Who voted for the Nazis? Researchers attempted to answer this question by analyzing aggregate election data from the 1932 German election during the Weimar Republic. We analyze a simplified version of the election outcome data, which records, for each precinct, the number of eligible voters as well as the number of votes for the Nazi party. In addition, the data set contains aggregate occupation statistics for each precinct. Table 7.7 (p. 395) presents the variable names and descriptions of the CSV data file `nazis.csv`. Each observation represents a German precinct.

The goal of the analysis is to investigate which types of voters (based on their occupation category) cast ballots for the Nazi party in 1932. One hypothesis says that the Nazis received much support from blue-collar workers. Since the data do not directly tell us how many blue-collar workers voted for the Nazis, we must infer this information using a statistical analysis with certain assumptions. Such an analysis, where researchers try to infer individual behaviors from aggregate data, is called *ecological inference*.

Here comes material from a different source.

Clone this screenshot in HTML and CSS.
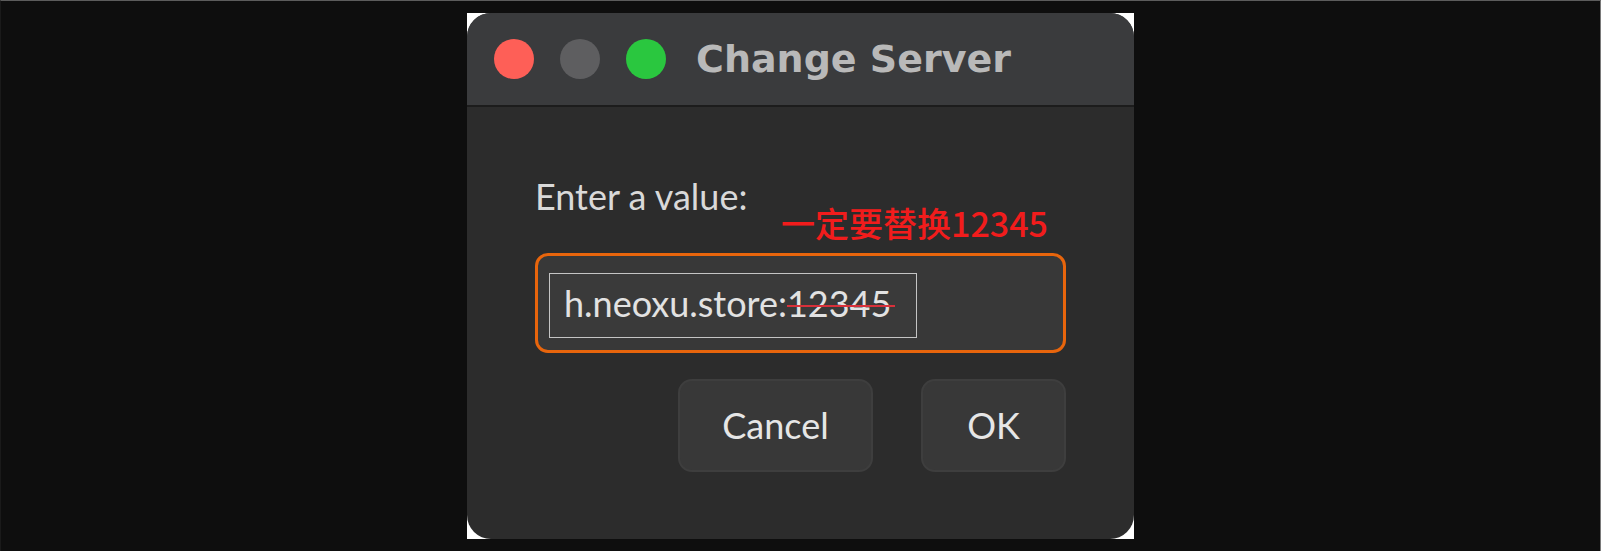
FILE: index.html
```html
<!DOCTYPE html>
<html lang="en">
<head>
    <meta charset="UTF-8">
    <meta name="viewport" content="width=device-width, initial-scale=1.0">
    <title>Change Server</title>

    <link rel="stylesheet" href="styles.css">
</head>
<body>

    <div class="screen">
        <div class="frame">
            <div class="dialog">
                <!-- title bar -->
                <div class="titlebar">
                    <span class="light light-close"></span>
                    <span class="light light-min"></span>
                    <span class="light light-max"></span>
                    <span class="title">Change Server</span>
                </div>
                <!-- body -->
                <div class="content">
                    <div class="label">Enter a value:</div>
                    <div class="note">一定要替换12345</div>
                    <div class="field">
                        <div class="input">h.neoxu.store:<span class="struck">12345</span></div>
                    </div>
                    <div class="actions">
                        <button class="btn btn-cancel">Cancel</button>
                        <button class="btn btn-ok">OK</button>
                    </div>
                </div>
            </div>
        </div>
    </div>

</body>
</html>
```

FILE: styles.css
```css
html, body {
    width: 1601px;
    height: 551px;
    margin: 0;
    background: #0e0e0e;
    overflow: hidden;
}
* {
    box-sizing: border-box;
}
.screen {
    width: 1601px;
    height: 551px;
    padding-top: 12px;
    border-top: 1px solid #5c5c5c;
    border-left: 1px solid #1a1a1a;
    border-right: 1px solid #7a7a7a;
    display: flex;
    justify-content: center;
    align-items: flex-start;
}
.frame {
    width: 667px;
    height: 526px;
    background: #fff;
}
.dialog {
    width: 100%;
    height: 100%;
    border-radius: 24px;
    overflow: hidden;
    background: #2c2c2c;
    display: flex;
    flex-direction: column;
}
.titlebar {
    height: 94px;
    flex: none;
    background: #3a3b3d;
    border-bottom: 2px solid #1c1c1c;
    display: flex;
    align-items: center;
    padding-left: 27px;
    gap: 26px;
}
.light {
    width: 40px;
    height: 40px;
    border-radius: 50%;
    flex: none;
}
.light-close {
    background: #fe5f57;
}
.light-min {
    background: #5e5e60;
}
.light-max {
    background: #2ac73f;
}
.title {
    margin-left: 4px;
    font-family: "DejaVu Sans", sans-serif;
    font-weight: bold;
    font-size: 38px;
    color: #b9b9b9;
}
.content {
    flex: 1;
    position: relative;
    padding: 68px 68px 0 68px;
    font-family: "Lato", sans-serif;
    font-size: 36px;
    line-height: 1.2;
}
.label {
    color: #d9d9d9;
}
/* red annotation over the dialog */
.note {
    position: absolute;
    left: 314px;
    top: 99px;
    font-family: "Noto Sans CJK SC", sans-serif;
    font-weight: 500;
    font-size: 34px;
    line-height: 1;
    color: #f21c1c;
}
.field {
    margin-top: 35px;
    height: 100px;
    border: 3px solid #e8650c;
    border-radius: 13px;
    background: #383838;
    padding: 17px 0 0 11px;
}
.input {
    width: 368px;
    height: 65px;
    border: 1px solid #c4c4c4;
    background: #3a3a3a;
    padding: 8px 0 0 14px;
    color: #e2e2e2;
    white-space: nowrap;
}
.struck {
    position: relative;
}
.struck::after {
    content: "";
    position: absolute;
    left: 0;
    right: -4px;
    top: 24px;
    height: 2px;
    background: #d8303a;
}
.actions {
    margin-top: 26px;
    display: flex;
    justify-content: flex-end;
    gap: 48px;
}
.btn {
    height: 93px;
    border: 2px solid #3e3e3e;
    border-radius: 14px;
    background: #383838;
    color: #e6e6e6;
    font-family: "Lato", sans-serif;
    font-size: 36px;
    line-height: 1.2;
    padding: 0;
}
.btn-cancel {
    width: 195px;
}
.btn-ok {
    width: 145px;
}
```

To think about ecological inference more carefully in this context, consider the following simplified table for each precinct $i$. (Note: Table is only reproduced in the knitted file if using pdf output)

\begin{center}

\begin{tabular}{l|c c|c}

& \multicolumn{2}{c|}{Occupation} & \\

& Blue-collar & Non-blue-collar & \\

\hline

Vote choice & & & \\

\hspace{5pt} Nazis & $W_{i1}$ & $W_{i2}$ & $Y_i$ \\

\hspace{5pt} Other parties & $1 - W_{i1}$ & $1 - W_{i2}$ & $1 - Y_i$ \\

\hspace{5pt} or abstention & & & \\

& $X_i$ & $1 - X_i$ & \\

\hline

\end{tabular}

\end{center}

The data at hand tells us only the proportion of blue-collar voters $X_i$ and the vote share for the Nazis $Y_i$ in each precinct, but we would like to know the Nazi vote share among the blue-collar voters $W_{i1}$ and among the non-blue-collar voters $W_{i2}$. Then, there is a deterministic relationship between $X$, $Y$, and $\{W_1,W_2\}$. Indeed, for each precinct $i$, we can express the overall Nazi vote share as the weighted average of the Nazi vote share of each occupation:

$Y_i = X_i W_{i1} + (1 - X_i)W_{i2}$.

1. We exploit the linear relationship between the Nazi vote share $Y_i$ and the proportion of blue-collar voters $X_i$ given in equation (7.35) by regressing the former on the latter. That is, fit the following linear regression model:

$\mathbb{E}(Y_i|X_i) = \alpha + \beta X_i$.

Compute the estimated slope coefficient, its standard error, and the 95% confidence interval. Give a substantive interpretation of each quantity.